Note each line that includes the word "full". Copy those lines.
════════
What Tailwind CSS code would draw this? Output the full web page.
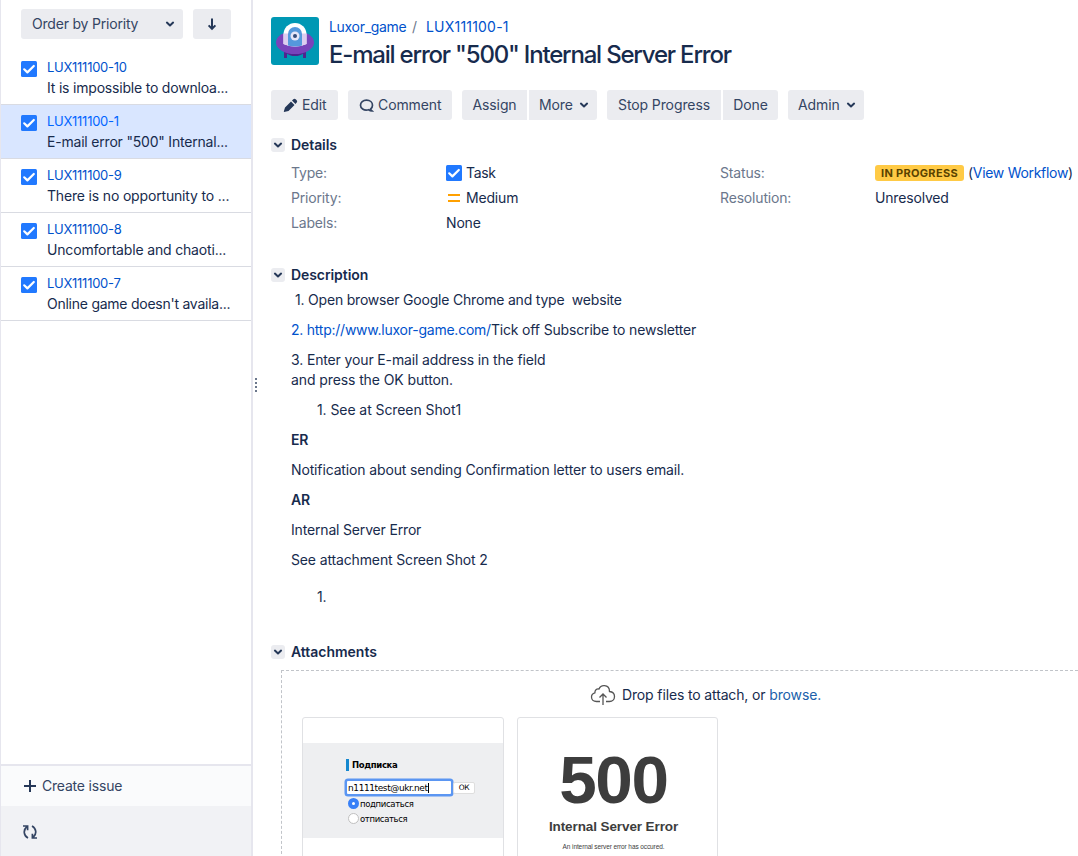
<!DOCTYPE html>
<html lang="en">
<head>
<meta charset="utf-8">
<title>LUX111100-1</title>
<script src="https://cdn.jsdelivr.net/npm/@tailwindcss/browser@4"></script>
</head>
<body class="flex h-[856px] w-[1078px] overflow-hidden bg-white font-['Inter',sans-serif] text-sm leading-5 tracking-[-0.14px] whitespace-nowrap text-[#172b4d]">
<svg class="hidden">
  <symbol id="check" viewBox="0 0 16 16"><rect width="16" height="16" rx="1.5" fill="#2179ff"/><path d="M3.2 8.3 6.4 11.4 12.8 5" fill="none" stroke="#fff" stroke-width="2.2" stroke-linecap="round" stroke-linejoin="round"/></symbol>
  <symbol id="chev" viewBox="0 0 10 10"><path d="M1.9 3.6 5 6.5 8.1 3.6" fill="none" stroke="#253858" stroke-width="2" stroke-linecap="round" stroke-linejoin="round"/></symbol>
</svg>

<aside class="flex w-[253px] shrink-0 flex-col border-r-2 border-l border-[#e6e6ee]">
  <div class="flex h-[51px] gap-2.5 pt-[9px] pl-5 text-[#344563]">
    <button class="flex h-[30px] w-[162px] items-center justify-between rounded-[3px] bg-[#ebecf0] pr-2 pl-[11px]"><span class="tracking-[-0.2px]">Order by Priority</span><svg class="size-2.5"><use href="#chev"/></svg></button>
    <button class="flex h-[30px] w-[38px] items-center justify-center rounded-[3px] bg-[#ebecf0]"><svg class="size-3.5" viewBox="0 0 14 14" fill="none" stroke="#253858" stroke-width="2"><path d="M7 1.5V12M3.6 8.4 7 11.8l3.4-3.4"/></svg></button>
  </div>
  <ul class="flex-1 tracking-[-0.2px]">
    <li class="flex h-[54px] gap-2.5 border-b border-[#d9dbe2] pt-1.5 pl-5"><svg class="mt-1 size-4"><use href="#check"/></svg><div><div class="mb-px text-[13px] tracking-[-0.27px] text-[#0052cc]">LUX111100-10</div><div>It is impossible to downloa...</div></div></li>
    <li class="flex h-[54px] gap-2.5 border-b border-[#d9dbe2] bg-[#d9e6ff] pt-1.5 pl-5"><svg class="mt-1 size-4"><use href="#check"/></svg><div><div class="mb-px text-[13px] tracking-[-0.27px] text-[#0065ff]">LUX111100-1</div><div>E-mail error "500" Internal...</div></div></li>
    <li class="flex h-[54px] gap-2.5 border-b border-[#d9dbe2] pt-1.5 pl-5"><svg class="mt-1 size-4"><use href="#check"/></svg><div><div class="mb-px text-[13px] tracking-[-0.27px] text-[#0052cc]">LUX111100-9</div><div class="tracking-[-0.17px]">There is no opportunity to ...</div></div></li>
    <li class="flex h-[54px] gap-2.5 border-b border-[#d9dbe2] pt-1.5 pl-5"><svg class="mt-1 size-4"><use href="#check"/></svg><div><div class="mb-px text-[13px] tracking-[-0.27px] text-[#0052cc]">LUX111100-8</div><div class="tracking-[-0.17px]">Uncomfortable and chaoti...</div></div></li>
    <li class="flex h-[54px] gap-2.5 border-b border-[#d9dbe2] pt-1.5 pl-5"><svg class="mt-1 size-4"><use href="#check"/></svg><div><div class="mb-px text-[13px] tracking-[-0.27px] text-[#0052cc]">LUX111100-7</div><div class="tracking-[-0.25px]">Online game doesn't availa...</div></div></li>
  </ul>
  <div class="flex h-[42px] items-center gap-1.5 border-t-2 border-[#e6e6ee] bg-[#fafbfc] pl-[23px] text-[#344563]"><svg class="size-3" viewBox="0 0 12 12" stroke="#253858" stroke-width="2"><path d="M6 0v12M0 6h12"/></svg><span class="tracking-[-0.2px]">Create issue</span></div>
  <div class="flex h-[50px] items-center bg-[#f1f2f5] pt-0.5 pl-[22px]"><svg class="size-3.5" viewBox="0 0 14 14" fill="none" stroke="#344563" stroke-width="1.7"><path d="M5 13C.8 10.8-.2 5.200 3.800 1.600M0 1h4.600v4.200M9 1c4.200 2.200 5.200 7.800 1.200 11.400M14 13H9.400V8.800"/></svg></div>
</aside>
<div class="flex w-[18px] shrink-0 flex-col gap-0.5 pt-[378px] pl-0.5"><i class="size-0.5 bg-[#6b778c]"></i><i class="size-0.5 bg-[#6b778c]"></i><i class="size-0.5 bg-[#6b778c]"></i><i class="size-0.5 bg-[#6b778c]"></i></div>

<main class="w-[807px] shrink-0">
  <header class="flex h-[90px] gap-2.5 pt-[17px]">
    <svg class="size-12 shrink-0" viewBox="0 0 48 48"><rect width="48" height="48" rx="3" fill="#0098b4"/><path d="M14.500 34v7M33.500 34v7" stroke="#50248f" stroke-width="3"/><ellipse cx="24" cy="27.500" rx="13" ry="11.500" fill="#50248f"/><ellipse cx="24" cy="25.500" rx="19" ry="11.500" fill="#7843bb"/><path d="M12.500 27V17.500a11.500 11.500 0 0 1 23 0V27q-11.500 5-23 0Z" fill="#fff"/><path d="M12.500 16.500h23V27q-11.500 5-23 0Z" fill="#dccdf0"/><path d="M17 28.500V17a7 7 0 0 1 14 0v11.500q-7 2-14 0Z" fill="#5598dc"/><circle cx="24" cy="19" r="4.500" fill="#e7e5f8"/><circle cx="24" cy="19" r="2" fill="#344b7a"/></svg>
    <div>
      <div class="flex h-5 text-[#0052cc]"><a class="w-[83px] tracking-[-0.3px]">Luxor_game</a><span class="w-[14px] text-[#6b778c]">/</span><a class="tracking-[0.2px]">LUX111100-1</a></div>
      <h1 class="text-2xl leading-9 font-medium tracking-[-1.2px]">E-mail error "500" Internal Server Error</h1>
    </div>
  </header>
  <div class="flex h-[30px] tracking-[-0.1px] text-[#344563]">
    <button class="mr-2.5 flex w-[67px] items-center gap-1 rounded-[3px] bg-[#ebecf0] pl-3"><svg class="size-[15px]" viewBox="0 0 15 15" fill="#253858"><path d="M1 14 .8 13.500 2 9.500 8 3.500 11.500 7l-6 6ZM9 2.500l1.300-1.300q1.200-1 2.400.1l1 1q1 1.200 0 2.300L12.500 6Z"/></svg>Edit</button>
    <button class="mr-2.5 flex w-[104px] items-center gap-1 rounded-[3px] bg-[#ebecf0] pl-[11px]"><svg class="size-[15px]" viewBox="0 0 15 15" fill="none" stroke="#344563" stroke-width="1.700"><path d="M13 13q-2 0-3.300-1.300C4.500 13 1.500 10 1.500 7.200 1.500 4.500 4 2.200 7.500 2.200s6 2.200 6 5c0 1.500-.8 2.800-1.800 3.600q.2 1.300 1.300 2.200Z"/></svg>Comment</button>
    <button class="mr-0.5 w-[65px] rounded-l-[3px] bg-[#ebecf0]">Assign</button>
    <button class="mr-2.5 flex w-[68px] items-center justify-between rounded-r-[3px] bg-[#ebecf0] pr-2 pl-2.5">More<svg class="size-2.5"><use href="#chev"/></svg></button>
    <button class="mr-0.5 w-[114px] rounded-l-[3px] bg-[#ebecf0]">Stop Progress</button>
    <button class="mr-2.5 w-[55px] rounded-r-[3px] bg-[#ebecf0]">Done</button>
    <button class="flex w-[76px] items-center justify-between rounded-[3px] bg-[#ebecf0] pr-2 pl-2.5">Admin<svg class="size-2.5"><use href="#chev"/></svg></button>
  </div>

  <section class="h-[145px] pt-[15px]">
    <h2 class="flex h-5 items-center gap-1.5 font-semibold tracking-[-0.08px]"><span class="flex size-3.5 items-center justify-center rounded-[3px] bg-[#ebecf0]"><svg class="size-2.5"><use href="#chev"/></svg></span>Details</h2>
    <div class="grid grid-cols-[155px_274px_155px_auto] auto-rows-[25px] items-center pt-[5px] pl-5 tracking-[-0.17px]">
      <span class="text-[#6b778c]">Type:</span><span class="flex items-center gap-1 tracking-[-0.3px]"><svg class="size-4"><use href="#check"/></svg>Task</span>
      <span class="text-[#6b778c]">Status:</span><span class="flex items-center gap-1"><b class="flex h-4 w-[89px] items-center justify-center rounded-[3px] bg-[#ffca45] text-[11px] tracking-[0.3px] text-[#594300]">IN PROGRESS</b><span class="tracking-[-0.3px]">(<a class="text-[#0052cc]">View Workflow</a>)</span></span>
      <span class="text-[#6b778c]">Priority:</span><span class="flex items-center gap-1"><svg class="size-4" viewBox="0 0 16 16" fill="#ffa000"><path d="M2 4h12v2H2zM2 10h12v2H2z"/></svg>Medium</span>
      <span class="text-[#6b778c]">Resolution:</span><span>Unresolved</span>
      <span class="text-[#6b778c]">Labels:</span><span>None</span>
    </div>
  </section>

  <section class="h-[377px]">
    <h2 class="flex h-5 items-center gap-1.5 font-semibold tracking-[-0.08px]"><span class="flex size-3.5 items-center justify-center rounded-[3px] bg-[#ebecf0]"><svg class="size-2.5"><use href="#chev"/></svg></span>Description</h2>
    <div class="flex flex-col gap-2.5 pt-[5px] pl-5">
      <p class="pl-1 tracking-[-0.2px]">1. Open browser Google Chrome and type&nbsp; website</p>
      <p class="tracking-[-0.16px]"><a class="tracking-[-0.24px] text-[#0052cc]">2. http://www.luxor-game.com/</a>Tick off Subscribe to newsletter</p>
      <p>3. Enter your E-mail address in the field<br><span class="tracking-[-0.1px]">and press the OK button.</span></p>
      <p class="pl-[26px] tracking-[-0.08px]">1. See at Screen Shot1</p>
      <p class="font-semibold">ER</p>
      <p>Notification about sending Confirmation letter to users email.</p>
      <p class="font-semibold">AR</p>
      <p class="tracking-[-0.17px]">Internal Server Error</p>
      <p>See attachment Screen Shot 2</p>
      <p class="pt-[7px] pl-[26px]">1.</p>
    </div>
  </section>

  <section>
    <h2 class="flex h-5 items-center gap-1.5 font-semibold tracking-[-0.02px]"><span class="flex size-3.5 items-center justify-center rounded-[3px] bg-[#ebecf0]"><svg class="size-2.5"><use href="#chev"/></svg></span>Attachments</h2>
    <div class="mt-2 ml-2.5 h-[184px] w-[797px] border-t border-l border-dashed border-[#c1c4c9] pt-3.5 pl-5">
      <div class="flex h-5 items-center gap-1.5 pl-[288px]"><svg class="size-[26px]" viewBox="0 0 26 26" fill="none" stroke="#555" stroke-width="1.300"><path d="M10 19.500H6.500C3.500 19.500 1.500 17.500 1.500 15c0-2.200 1.300-3.700 3.400-4.200C4.800 8 6.500 6.500 9 7c1-2.500 3-3.500 5.500-3.300 3.500.3 5 2.800 5 5.800 3 .3 5 2.200 5 5s-2 5-5 5H16M13 23V12M9.500 15.500 13 12l3.500 3.500"/></svg><span>Drop files to attach, or <a class="text-[#205faa]">browse.</a></span></div>
      <div class="mt-3 flex gap-[13px]">
        <div class="h-[160px] w-[202px] rounded-[3px] border border-[#e0e1e4] pt-[25px]">
          <div class="h-[95px] bg-[#eeeff1] pt-4 pl-[43px] font-['DejaVu_Sans'] text-[8.500px] leading-3 tracking-[-0.35px] text-black">
            <div class="flex h-3 items-center gap-[3px] font-bold"><i class="h-3 w-[3px] bg-[#1688cf]"></i>Подписка</div>
            <div class="mt-2 -ml-px flex h-[17px] items-center"><span class="flex h-[17px] w-[108px] items-center rounded-[3px] border-2 border-[#5b96f2] bg-white pl-px text-[9px] tracking-[-0.4px] ring-[0.5px] ring-[#5b96f2]">n1111test@ukr.net<i class="h-2.5 w-px bg-black"></i></span><span class="flex h-3 w-[22px] items-center justify-center rounded-[2px] border border-[#dedede] bg-white text-[7.500px]">ОК</span></div>
            <div class="flex h-[15px] items-center gap-px pl-0.5"><i class="size-[11px] rounded-full border-4 border-[#3880f7] bg-white"></i>подписаться</div>
            <div class="flex h-[15px] items-center gap-px pl-0.5"><i class="size-[11px] rounded-full border border-[#c0c0c0] bg-white"></i>отписаться</div>
          </div>
        </div>
        <div class="flex h-[160px] w-[201px] flex-col items-center rounded-[3px] border border-[#e0e1e4] pt-[31px] pr-2 font-['Liberation_Sans'] text-[#3d3d3d]">
          <div class="h-[62px] text-[67.500px] leading-[62px] font-bold tracking-[-1.3px]">500</div>
          <div class="mt-1.5 text-[13.500px] leading-5 font-bold tracking-[-0.1px]">Internal Server Error</div>
          <div class="mt-[3px] text-[6.500px] leading-[14px] tracking-[-0.1px]">An internal server error has occured.</div>
        </div>
      </div>
    </div>
  </section>
</main>
</body>
</html>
════════
Response —
What Tailwind CSS code would draw this? Output the full web page.
            <div class="flex h-[15px] items-center gap-px pl-0.5"><i class="size-[11px] rounded-full border-4 border-[#3880f7] bg-white"></i>подписаться</div>
            <div class="flex h-[15px] items-center gap-px pl-0.5"><i class="size-[11px] rounded-full border border-[#c0c0c0] bg-white"></i>отписаться</div>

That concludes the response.